Bei einer 2002 gegründeten Firma mag man eigentlich mehr von Startup reden. Jedenfalls hat Atlassian dem Vernehmen nach den Gang an die Börse in den USA beantragt, wie das "Wall Street Journal" berichtet. Details sind allerdings nicht bekannt - Atlassian nutzte das Gesetz Jumpstart Our Business Startups Act, um seinen IPO-Prospekt vertraulich einzureichen (möglich ist dies bei unter 1 Milliarde Dollar Jahresumsatz). Bankseitig hat sich die Firma aus Sydney, die bereits über eine starke Präsenz im Silicon Valley verfügt, der Hilfe von Goldman Sachs und Morgan Stanley versichert.
In diesem Jahr haben erst drei von 120 "Unicorn"-Tech-Firmen mit einer Bewertung größer 1 Milliarde Dollar den Gang an die Börse gewagt, und nur ein paar weitere haben diesen 2015 noch vor. Häufig scheuen die Unternehmen den Aufwand und die Prüfungen, die mit einem Going Public verbunden sind; gleichzeitig ist ausreichend Geld von unter anderem Mutual und Hedge Funds sowie Banken zu bekommen. Zusammen mit der schlechten Performance einiger Abschlüsse habe das Besorgnis geschürt, der IPO-Markt könne womöglich nicht das Volumen von Deals aufnahmen, die für Exits dieser Startups vonnöten seien.
Öffentliche Investoren werden daher nach Einschätzung des "WSJ" gepannt verfolgen, ob noch Leben im IPO-Markt steckt. Neben Atlassian stehen noch die Börsengänge des Flash-Storage-Herstellers Pure (der gerade seine Roadshow für potenzielle Investoren veranstaltet) und vom Payment-Dienstleister Square an.
Die von den beiden Co-CEOs Scott Farquhar und Mike Cannon-Brookes gegründete Firma Atlassian entwickelt Software, mit der unter anderem IT-Abteilungen und Software-Developer online zusammenarbeiten können.
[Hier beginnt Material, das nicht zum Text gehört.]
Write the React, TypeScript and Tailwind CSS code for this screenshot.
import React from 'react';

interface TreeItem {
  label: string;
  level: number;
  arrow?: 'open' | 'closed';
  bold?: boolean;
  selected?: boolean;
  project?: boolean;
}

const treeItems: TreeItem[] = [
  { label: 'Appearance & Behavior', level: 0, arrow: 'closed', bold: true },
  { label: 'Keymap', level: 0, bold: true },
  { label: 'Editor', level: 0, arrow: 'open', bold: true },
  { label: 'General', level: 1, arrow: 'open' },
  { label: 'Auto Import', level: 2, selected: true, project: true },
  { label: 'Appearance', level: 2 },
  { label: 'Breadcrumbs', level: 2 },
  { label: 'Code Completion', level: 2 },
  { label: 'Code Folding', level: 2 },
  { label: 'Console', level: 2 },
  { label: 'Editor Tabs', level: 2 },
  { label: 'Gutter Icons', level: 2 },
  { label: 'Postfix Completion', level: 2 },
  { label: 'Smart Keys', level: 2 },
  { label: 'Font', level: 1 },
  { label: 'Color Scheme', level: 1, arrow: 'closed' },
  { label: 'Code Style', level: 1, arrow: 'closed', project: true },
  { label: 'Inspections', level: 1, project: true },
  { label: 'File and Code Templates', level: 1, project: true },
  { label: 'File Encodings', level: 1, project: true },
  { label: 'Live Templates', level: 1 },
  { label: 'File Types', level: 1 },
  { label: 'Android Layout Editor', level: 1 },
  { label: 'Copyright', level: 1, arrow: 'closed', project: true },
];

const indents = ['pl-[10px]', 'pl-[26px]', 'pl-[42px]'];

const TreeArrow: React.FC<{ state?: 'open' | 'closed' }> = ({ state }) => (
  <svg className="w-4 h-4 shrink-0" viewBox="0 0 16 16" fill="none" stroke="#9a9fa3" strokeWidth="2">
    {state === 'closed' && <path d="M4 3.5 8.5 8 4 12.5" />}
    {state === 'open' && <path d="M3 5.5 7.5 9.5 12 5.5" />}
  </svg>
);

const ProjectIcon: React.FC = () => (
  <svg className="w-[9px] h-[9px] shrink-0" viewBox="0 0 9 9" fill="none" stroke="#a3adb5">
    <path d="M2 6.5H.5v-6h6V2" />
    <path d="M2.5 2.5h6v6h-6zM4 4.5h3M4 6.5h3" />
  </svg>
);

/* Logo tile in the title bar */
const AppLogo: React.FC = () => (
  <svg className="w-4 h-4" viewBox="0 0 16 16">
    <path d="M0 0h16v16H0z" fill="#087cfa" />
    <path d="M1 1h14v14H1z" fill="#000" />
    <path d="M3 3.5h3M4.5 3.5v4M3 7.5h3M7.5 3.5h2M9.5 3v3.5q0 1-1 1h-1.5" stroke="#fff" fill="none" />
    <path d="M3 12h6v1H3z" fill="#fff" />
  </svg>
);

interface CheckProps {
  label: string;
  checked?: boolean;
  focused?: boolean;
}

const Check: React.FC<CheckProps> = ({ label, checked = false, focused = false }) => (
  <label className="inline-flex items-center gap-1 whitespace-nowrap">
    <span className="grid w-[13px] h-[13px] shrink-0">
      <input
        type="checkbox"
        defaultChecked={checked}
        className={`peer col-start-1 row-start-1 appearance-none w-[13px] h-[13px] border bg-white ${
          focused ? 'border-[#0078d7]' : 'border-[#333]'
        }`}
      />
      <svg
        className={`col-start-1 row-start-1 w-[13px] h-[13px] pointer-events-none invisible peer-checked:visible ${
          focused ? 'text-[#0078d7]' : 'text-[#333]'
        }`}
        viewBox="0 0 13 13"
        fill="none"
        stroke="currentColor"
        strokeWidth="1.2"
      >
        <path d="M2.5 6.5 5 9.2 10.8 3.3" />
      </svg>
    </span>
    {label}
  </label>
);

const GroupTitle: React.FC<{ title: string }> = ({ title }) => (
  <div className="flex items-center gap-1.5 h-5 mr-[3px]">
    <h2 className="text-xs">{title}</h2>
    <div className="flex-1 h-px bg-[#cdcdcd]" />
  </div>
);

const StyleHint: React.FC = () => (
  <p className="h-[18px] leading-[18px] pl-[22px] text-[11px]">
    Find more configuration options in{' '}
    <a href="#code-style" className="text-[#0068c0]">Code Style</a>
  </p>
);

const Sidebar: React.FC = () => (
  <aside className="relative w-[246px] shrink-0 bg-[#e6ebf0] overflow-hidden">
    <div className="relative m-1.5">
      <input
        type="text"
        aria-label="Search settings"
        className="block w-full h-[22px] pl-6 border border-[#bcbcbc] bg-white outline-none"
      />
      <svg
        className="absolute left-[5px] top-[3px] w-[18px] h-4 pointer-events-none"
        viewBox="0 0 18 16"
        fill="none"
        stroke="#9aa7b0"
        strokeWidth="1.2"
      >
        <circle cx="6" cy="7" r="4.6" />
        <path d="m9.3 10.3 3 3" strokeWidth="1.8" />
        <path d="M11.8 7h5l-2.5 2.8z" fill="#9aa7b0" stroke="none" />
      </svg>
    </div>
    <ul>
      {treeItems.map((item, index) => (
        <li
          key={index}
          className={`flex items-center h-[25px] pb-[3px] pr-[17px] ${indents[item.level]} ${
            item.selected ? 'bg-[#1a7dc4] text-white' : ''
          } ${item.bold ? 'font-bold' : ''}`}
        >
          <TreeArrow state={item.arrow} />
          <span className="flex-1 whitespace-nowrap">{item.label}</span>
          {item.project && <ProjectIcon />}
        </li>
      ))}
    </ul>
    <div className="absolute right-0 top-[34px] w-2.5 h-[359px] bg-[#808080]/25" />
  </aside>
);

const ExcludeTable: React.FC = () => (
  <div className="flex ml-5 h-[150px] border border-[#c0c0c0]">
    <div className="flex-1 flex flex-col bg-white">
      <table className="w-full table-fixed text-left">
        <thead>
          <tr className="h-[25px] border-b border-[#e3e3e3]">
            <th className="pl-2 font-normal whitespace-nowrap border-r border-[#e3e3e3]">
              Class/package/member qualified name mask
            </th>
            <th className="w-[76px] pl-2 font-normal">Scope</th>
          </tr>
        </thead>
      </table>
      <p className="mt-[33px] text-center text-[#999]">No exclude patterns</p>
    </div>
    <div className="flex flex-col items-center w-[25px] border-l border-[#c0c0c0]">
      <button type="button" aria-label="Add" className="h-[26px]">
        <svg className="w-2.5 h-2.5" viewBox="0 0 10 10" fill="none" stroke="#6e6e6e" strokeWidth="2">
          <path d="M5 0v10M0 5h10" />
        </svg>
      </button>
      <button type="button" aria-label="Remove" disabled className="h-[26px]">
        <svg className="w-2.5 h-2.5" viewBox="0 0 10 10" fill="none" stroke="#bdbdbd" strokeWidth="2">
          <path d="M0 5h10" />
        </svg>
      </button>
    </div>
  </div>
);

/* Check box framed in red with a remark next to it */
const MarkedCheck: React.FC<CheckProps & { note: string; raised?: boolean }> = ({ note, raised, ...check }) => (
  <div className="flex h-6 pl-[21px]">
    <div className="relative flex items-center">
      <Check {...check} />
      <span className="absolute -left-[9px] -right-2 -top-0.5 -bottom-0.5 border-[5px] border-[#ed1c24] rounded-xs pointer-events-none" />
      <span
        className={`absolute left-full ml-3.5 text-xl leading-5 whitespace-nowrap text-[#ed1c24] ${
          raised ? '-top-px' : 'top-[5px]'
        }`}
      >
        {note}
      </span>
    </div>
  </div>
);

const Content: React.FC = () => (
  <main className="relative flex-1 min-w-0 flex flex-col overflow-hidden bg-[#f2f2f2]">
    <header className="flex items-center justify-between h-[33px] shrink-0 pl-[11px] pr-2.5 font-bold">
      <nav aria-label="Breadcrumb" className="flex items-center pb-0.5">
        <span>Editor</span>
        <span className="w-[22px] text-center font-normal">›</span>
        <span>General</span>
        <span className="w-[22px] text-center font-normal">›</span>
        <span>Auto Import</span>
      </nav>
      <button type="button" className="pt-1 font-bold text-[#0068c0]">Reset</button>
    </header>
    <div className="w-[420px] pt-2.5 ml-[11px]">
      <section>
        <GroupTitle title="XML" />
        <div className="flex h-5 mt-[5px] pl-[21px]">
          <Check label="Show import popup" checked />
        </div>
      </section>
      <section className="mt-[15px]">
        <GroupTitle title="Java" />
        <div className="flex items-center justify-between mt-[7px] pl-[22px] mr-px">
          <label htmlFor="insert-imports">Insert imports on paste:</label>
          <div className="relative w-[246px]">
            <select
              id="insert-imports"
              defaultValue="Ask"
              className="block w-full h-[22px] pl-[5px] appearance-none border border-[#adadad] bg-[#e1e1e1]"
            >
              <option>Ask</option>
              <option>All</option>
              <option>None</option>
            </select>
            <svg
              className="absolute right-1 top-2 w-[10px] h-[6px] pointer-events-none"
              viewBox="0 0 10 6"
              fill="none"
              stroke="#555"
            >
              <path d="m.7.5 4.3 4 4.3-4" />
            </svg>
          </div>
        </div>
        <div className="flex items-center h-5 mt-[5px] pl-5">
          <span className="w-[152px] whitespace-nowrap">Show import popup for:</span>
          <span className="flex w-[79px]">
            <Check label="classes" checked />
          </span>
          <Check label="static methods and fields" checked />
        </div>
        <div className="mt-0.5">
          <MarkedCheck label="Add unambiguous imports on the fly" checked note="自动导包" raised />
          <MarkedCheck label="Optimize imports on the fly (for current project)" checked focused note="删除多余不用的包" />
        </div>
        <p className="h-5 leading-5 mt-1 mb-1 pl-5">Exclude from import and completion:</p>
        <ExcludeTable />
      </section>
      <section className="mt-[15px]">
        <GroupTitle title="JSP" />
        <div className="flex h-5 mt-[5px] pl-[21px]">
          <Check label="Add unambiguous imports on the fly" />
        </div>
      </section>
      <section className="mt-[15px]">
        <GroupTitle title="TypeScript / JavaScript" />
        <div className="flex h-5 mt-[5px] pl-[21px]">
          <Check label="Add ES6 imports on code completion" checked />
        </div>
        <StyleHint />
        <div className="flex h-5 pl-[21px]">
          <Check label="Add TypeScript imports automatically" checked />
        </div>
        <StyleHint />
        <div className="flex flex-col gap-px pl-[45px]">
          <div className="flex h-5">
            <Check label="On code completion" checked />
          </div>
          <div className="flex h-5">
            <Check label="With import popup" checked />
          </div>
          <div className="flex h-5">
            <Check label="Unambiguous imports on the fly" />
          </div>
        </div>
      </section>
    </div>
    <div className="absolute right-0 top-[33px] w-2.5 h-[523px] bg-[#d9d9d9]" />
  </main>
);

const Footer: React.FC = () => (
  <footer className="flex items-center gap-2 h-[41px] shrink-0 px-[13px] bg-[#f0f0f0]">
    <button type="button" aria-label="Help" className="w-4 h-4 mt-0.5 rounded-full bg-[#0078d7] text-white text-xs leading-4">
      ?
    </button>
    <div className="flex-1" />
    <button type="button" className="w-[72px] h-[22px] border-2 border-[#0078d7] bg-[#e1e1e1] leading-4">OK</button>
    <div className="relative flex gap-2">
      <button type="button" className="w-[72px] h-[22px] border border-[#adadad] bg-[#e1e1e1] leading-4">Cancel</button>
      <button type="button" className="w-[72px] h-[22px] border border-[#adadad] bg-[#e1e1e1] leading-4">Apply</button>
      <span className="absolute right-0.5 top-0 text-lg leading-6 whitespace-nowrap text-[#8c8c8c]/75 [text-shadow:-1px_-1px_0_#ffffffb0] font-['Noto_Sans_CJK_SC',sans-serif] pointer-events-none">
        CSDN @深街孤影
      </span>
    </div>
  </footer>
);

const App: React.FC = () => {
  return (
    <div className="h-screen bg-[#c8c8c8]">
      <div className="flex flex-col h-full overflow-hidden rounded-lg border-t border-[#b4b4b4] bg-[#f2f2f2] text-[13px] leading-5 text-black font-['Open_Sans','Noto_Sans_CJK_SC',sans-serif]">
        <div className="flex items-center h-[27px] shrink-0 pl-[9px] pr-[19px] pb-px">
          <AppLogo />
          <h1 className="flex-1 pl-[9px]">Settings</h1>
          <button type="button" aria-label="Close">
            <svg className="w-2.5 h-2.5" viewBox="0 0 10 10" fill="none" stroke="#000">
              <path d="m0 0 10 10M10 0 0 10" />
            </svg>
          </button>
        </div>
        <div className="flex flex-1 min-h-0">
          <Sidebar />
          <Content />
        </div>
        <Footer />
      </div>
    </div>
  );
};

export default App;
Farqhar hatte verganges Jahr in einem Interview gesagt, in den vergangenen fünf Jahren sei der Umsatz von Atlassian im Schnitt um jährlich 40 Prozent gestiegen und die Umsatz-Run-Rate für die folgenden zwölf Monate liege über 200 Millionen Dollar.
Atlassian stellt unter all den "Einhörnern" eine ziemliche Ausnahme dar, weil es seine Expansion ausschließlich aus eigenen Gewinn finanziert. Die meisten Tech-Startups sammeln erst einmal hunderte Millionen Dollar Venture Capital ein, bevor sie Gewinn machen (falls überhaupt) oder gar über ein IPO nachdenken. Bislang gelang es nur einer Handvoll Investoren, Anteile an Atlassian zu ergattern, und zwar über Secondary Share Sales von Accel Partners im Jahr 2010 und T. Rowe Price Group mit Dragoneer Investment Capital 2014 - seinerzeit wurde Atlassian privat mit 3,3 Milliarden Dollar bewertet.
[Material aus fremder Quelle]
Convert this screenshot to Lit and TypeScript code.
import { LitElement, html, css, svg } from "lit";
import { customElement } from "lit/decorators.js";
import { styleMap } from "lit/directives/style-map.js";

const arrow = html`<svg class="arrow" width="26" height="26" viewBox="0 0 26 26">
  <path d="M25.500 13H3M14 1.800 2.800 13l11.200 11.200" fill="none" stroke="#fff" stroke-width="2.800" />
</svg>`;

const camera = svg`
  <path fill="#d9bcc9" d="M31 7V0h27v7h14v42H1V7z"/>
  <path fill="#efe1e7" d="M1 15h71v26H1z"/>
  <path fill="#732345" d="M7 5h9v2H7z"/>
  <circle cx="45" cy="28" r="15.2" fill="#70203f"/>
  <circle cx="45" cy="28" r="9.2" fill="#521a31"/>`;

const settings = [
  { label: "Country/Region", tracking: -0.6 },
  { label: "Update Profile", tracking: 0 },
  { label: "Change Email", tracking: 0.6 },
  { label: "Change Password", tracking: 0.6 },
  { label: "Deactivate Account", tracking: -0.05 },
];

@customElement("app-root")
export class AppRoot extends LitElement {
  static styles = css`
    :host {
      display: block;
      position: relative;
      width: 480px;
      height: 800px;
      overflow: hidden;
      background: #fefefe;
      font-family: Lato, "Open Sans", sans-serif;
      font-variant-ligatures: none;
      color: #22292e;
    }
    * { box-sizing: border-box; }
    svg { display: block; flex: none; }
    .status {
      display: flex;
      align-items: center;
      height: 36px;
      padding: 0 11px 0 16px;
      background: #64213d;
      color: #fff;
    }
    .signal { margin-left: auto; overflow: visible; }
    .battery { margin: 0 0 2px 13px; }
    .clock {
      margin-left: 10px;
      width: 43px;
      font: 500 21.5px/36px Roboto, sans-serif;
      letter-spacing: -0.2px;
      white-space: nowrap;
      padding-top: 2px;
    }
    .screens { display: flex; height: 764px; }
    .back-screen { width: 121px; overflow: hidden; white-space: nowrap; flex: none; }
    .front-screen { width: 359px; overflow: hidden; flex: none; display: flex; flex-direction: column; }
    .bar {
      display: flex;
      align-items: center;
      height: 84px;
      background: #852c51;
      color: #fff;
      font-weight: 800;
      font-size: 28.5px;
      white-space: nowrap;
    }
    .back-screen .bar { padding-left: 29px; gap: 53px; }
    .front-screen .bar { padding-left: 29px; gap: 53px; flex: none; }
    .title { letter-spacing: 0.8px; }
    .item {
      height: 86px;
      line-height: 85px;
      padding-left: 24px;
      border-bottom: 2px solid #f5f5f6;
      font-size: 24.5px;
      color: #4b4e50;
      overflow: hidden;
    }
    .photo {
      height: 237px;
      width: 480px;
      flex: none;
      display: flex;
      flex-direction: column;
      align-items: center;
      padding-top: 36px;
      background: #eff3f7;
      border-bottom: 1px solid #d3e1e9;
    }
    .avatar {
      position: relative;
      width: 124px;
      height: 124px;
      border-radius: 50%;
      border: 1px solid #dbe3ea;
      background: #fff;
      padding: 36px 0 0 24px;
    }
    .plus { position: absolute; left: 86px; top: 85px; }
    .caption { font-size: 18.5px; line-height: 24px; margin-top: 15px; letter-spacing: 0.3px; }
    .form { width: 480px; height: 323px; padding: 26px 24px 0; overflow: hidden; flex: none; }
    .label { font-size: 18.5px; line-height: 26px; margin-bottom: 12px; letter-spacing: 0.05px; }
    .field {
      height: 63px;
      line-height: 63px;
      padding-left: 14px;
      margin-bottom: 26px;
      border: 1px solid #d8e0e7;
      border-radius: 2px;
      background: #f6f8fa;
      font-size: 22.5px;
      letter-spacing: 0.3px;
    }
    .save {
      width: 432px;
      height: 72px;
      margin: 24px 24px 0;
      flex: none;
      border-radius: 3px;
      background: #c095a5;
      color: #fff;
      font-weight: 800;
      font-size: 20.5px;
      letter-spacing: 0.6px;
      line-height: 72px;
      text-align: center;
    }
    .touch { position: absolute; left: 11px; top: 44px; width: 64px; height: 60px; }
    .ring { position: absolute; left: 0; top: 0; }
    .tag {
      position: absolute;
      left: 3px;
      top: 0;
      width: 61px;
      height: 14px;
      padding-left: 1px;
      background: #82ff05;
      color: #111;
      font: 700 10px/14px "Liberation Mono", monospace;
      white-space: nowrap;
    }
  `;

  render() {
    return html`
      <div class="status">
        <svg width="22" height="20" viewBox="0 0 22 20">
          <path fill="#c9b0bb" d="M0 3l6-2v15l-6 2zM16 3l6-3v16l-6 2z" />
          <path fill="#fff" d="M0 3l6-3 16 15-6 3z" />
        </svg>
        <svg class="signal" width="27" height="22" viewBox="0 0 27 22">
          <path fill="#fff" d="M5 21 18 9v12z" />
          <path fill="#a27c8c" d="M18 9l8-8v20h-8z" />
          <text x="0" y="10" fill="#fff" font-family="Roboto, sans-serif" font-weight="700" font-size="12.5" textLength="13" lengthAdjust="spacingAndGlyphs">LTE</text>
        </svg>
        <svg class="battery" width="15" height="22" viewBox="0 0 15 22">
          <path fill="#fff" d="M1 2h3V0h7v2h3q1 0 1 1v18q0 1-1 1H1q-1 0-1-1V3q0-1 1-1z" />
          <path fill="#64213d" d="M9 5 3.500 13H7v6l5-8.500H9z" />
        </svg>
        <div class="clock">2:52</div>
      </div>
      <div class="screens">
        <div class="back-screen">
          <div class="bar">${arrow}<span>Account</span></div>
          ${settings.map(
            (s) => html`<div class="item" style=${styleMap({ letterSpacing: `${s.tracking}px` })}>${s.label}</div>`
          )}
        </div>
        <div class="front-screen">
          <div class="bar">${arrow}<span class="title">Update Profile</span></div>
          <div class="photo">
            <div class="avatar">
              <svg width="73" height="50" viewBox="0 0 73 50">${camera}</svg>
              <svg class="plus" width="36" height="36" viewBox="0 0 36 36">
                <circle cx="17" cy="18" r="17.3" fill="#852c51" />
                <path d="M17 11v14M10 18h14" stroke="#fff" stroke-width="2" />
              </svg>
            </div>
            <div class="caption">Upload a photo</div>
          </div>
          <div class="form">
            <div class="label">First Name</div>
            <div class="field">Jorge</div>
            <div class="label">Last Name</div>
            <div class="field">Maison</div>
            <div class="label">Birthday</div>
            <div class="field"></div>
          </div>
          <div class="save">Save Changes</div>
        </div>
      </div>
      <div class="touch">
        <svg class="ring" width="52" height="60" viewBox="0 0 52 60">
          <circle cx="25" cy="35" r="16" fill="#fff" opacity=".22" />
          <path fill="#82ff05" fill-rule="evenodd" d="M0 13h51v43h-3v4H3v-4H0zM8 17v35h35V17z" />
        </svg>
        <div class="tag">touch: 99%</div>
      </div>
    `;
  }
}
Die beiden Co-CEOs Farqhar und Cannon-Brookes halten jeweils noch so große Teile ihrer Firma, dass sie mit dem Börsengang möglicherweise jeweils Milliardäre würden und den Verwaltungsrat fest unter ihrer Kontrolle hätten. Anders als Cloud-Anbieter wie Box kommt Atlassian außerdem ohne vielköpfige Vertriebsmannschaft aus. Es gibt recht wenig für Sales und Marketing und dafür umso mehr für Forschung und Entwicklung aus, damit seine Produkte so gut werden, dass sie sich allein durch Mundpropaganda verkaufen.
In Vorbereitung des Börsengangs hat sich Atlassian mit dem neuen Finanzchef Erik Bardman verstärkt, der zuvor unter anderem beim Streaming-Settop-Boxenbauer Roku und bei Logitech arbeitete. Dem Board sitzt seit 2012 Doug Burgum als Chairman vor, der frühere Chef von Great Plains Software und später Leiter der Sparte für ERP-Software bei Microsoft.